At this point, I added more olive oil and once again let it heat up to a pretty good temperature. The peppers went in and cooked for about 3 minutes to release the flavors. Be careful with these because they definitely will make you cough a bit and the pop so beware of oil splatter.
Mix everything through and then add the noodles and the sauce, which is made up of white wine vinegar, fish sauce, and sugar. Give everything a good mix. At this point, my wok was pretty dang full so it got a little messy but it all gets smaller once the noodles cook more and soften.
When there are about 3 minutes left, add the bean sprouts and give them a quick mix and the pad thai is basically done!
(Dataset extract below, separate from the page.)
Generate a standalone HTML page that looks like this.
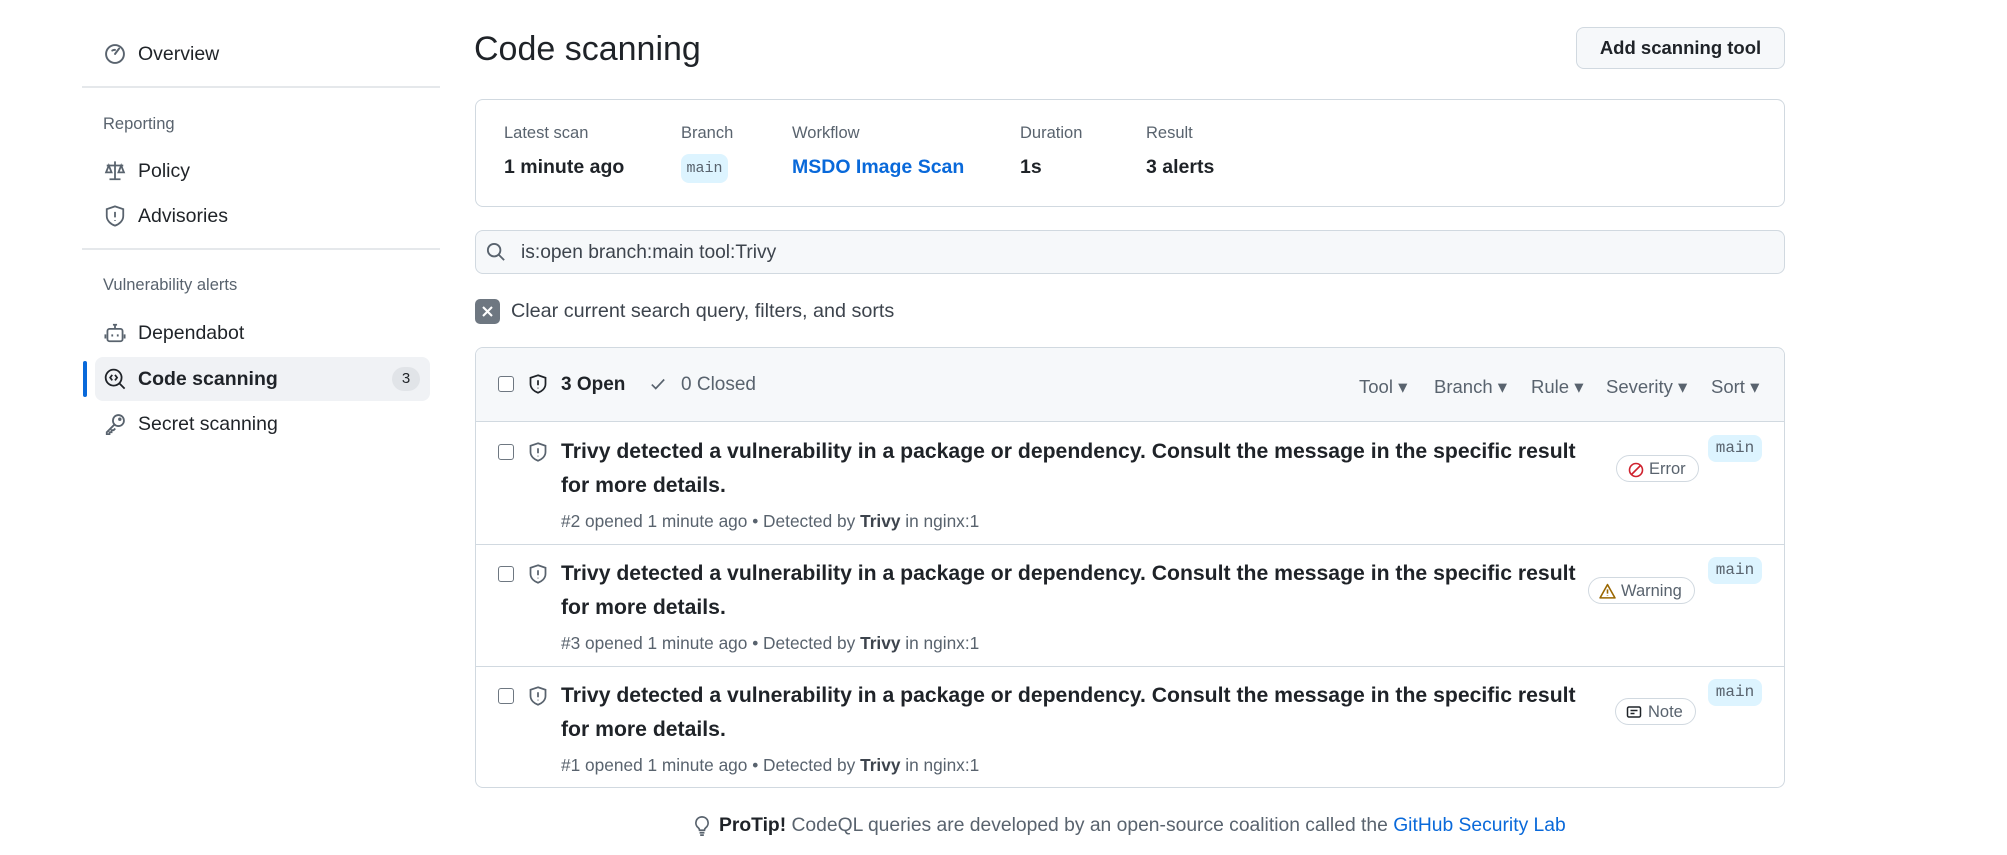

The peanuts and green onions go on top at the end with lime juice from 1 lime. I gave it a quick mix before serving.
Mine came out really salty so I added some water to it to tone it down. I added the water on high heat so it would cook out quickly, to not make the noodles soggy. I would highly suggest tasting the fish sauce before using it, which I did not do. Just don't smell it b/c it smells really bad.
It didn't have the dark color that a lot of pad thais have but it just so happens that Throwdown with Bobby Flay was doing pad thai this morning and he added soy sauce for color...which does not belong in pad thai anyway so I think it's ok not being as brown. Minus the saltiness, it tasted like pad thai so I'd say it was pretty successful.